The investigation was, to say the least, challenging. How China had accomplished its coup of obtaining the W-88 data, the source or sources of the documents or information that had ended up in Beijing, the individuals who might have passed the secrets, exactly when that had occurred—all were unknowns, the answers locked in the minds and files of Chinese intelligence half a world away across the Pacific.

Bryant and Dillard recognized that there was no assurance the new investigation would discover the answers. Even so, Dillard was startled by what he had found even as he was assembling the huge task force.

The administrative inquiry by DOE's intelligence branch, Dillard said, reported that the information in the walk-in document "had to have come from X Division within Los Alamos, and Wen Ho Lee was the only person in X Division who could have compromised the information. It was completely wrong."
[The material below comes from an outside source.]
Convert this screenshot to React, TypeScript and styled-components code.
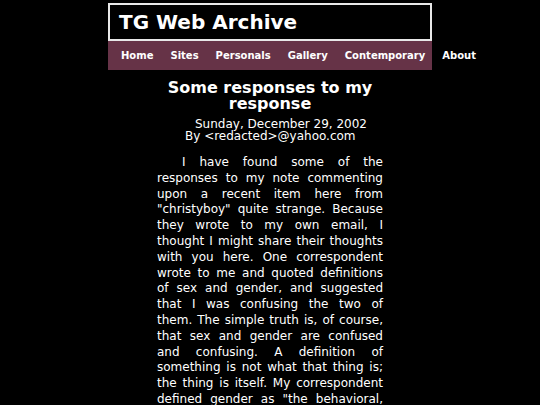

The internal evidence in the W-88 document made that clear, Dillard said. "In any nuclear weapon, you have the physics package and the delivery system," he continued. "The physics package is the configuration and parts of the two-stage bomb itself. The delivery systems are the mechanisms we use to deliver the bomb to the target—the ICBMs, the submarine-launched ballistic missiles, and the strategic bombers. This document had a small amount of information about the physics package, but it had even more stuff dealing with the delivery system. That meant that DOD, the Defense Department, not DOE, was the proprietor of the majority of the information in the document."

Although that did not exclude Los Alamos and the Energy Department as the source of the leak, it suggested that the Pentagon was a more likely place to look. The information in the W-88 document, Dillard said, was not only "all over" the Defense Department and DOE, "it was in Trident submarine manuals, and some of it had even been shared with the Brits."